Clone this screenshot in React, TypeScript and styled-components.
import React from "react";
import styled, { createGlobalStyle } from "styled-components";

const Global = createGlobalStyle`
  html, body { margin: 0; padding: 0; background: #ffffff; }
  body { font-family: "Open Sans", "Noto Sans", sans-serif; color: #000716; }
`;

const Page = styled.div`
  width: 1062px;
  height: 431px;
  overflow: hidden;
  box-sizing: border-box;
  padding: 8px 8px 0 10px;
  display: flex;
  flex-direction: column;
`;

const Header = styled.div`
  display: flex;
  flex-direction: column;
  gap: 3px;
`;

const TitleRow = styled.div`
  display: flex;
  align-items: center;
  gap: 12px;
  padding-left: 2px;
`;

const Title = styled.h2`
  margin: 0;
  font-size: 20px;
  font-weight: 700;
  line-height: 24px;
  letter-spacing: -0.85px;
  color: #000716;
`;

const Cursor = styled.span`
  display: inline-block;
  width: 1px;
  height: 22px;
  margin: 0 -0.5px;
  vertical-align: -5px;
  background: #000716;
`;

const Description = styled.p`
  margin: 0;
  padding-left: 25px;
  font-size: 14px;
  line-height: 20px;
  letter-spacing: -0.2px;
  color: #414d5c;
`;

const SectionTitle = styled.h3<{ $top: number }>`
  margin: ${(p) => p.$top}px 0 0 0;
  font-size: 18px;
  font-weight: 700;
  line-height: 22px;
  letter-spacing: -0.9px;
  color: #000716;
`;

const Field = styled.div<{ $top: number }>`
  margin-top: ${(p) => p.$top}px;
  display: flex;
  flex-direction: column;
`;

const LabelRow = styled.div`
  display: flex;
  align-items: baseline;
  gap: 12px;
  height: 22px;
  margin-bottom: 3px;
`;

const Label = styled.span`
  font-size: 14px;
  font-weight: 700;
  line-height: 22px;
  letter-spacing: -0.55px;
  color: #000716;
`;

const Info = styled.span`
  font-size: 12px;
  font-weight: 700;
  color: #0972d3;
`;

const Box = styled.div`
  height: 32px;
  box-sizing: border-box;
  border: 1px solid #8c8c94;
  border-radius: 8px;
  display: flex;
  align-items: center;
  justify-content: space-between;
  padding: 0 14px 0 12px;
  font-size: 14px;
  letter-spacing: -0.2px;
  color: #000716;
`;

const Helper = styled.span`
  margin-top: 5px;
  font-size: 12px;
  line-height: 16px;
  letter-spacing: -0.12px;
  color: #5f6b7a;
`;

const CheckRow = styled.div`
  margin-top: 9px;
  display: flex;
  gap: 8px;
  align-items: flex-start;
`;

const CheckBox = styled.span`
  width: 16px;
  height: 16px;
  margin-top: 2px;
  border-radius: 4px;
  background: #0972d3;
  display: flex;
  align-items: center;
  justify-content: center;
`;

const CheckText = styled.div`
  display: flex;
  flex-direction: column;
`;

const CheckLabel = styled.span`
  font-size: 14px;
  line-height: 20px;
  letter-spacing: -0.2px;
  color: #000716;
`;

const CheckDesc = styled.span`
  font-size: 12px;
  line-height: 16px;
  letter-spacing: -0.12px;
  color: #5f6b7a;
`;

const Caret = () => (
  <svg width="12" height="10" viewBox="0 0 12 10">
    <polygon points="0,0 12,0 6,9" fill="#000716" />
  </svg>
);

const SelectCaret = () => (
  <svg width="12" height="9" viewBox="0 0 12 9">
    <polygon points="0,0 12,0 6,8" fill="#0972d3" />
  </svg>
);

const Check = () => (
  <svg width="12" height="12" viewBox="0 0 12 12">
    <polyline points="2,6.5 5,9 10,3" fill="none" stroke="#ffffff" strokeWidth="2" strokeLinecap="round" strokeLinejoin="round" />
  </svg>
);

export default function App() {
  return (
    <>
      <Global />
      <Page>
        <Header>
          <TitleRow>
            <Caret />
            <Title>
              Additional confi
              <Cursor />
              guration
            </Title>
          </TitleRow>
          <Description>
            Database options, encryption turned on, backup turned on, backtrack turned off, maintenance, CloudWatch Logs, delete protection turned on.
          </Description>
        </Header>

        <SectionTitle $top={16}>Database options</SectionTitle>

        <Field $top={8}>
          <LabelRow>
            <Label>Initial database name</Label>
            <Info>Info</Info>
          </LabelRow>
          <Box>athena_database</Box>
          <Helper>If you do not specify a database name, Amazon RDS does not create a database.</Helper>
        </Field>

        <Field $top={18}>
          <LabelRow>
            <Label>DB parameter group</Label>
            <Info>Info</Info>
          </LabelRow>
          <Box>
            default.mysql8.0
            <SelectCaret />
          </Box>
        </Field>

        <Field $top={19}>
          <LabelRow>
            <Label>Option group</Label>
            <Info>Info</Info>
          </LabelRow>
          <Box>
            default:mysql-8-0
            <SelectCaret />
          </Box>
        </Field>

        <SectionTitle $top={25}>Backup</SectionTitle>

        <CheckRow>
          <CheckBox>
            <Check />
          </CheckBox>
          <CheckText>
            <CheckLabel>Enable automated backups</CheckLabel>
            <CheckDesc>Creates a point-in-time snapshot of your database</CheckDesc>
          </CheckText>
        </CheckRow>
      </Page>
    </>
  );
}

▶ [Directive]: For the data above, state how many lines contain "React"; the number is the whole answer.

▶ [Worked answer]: 2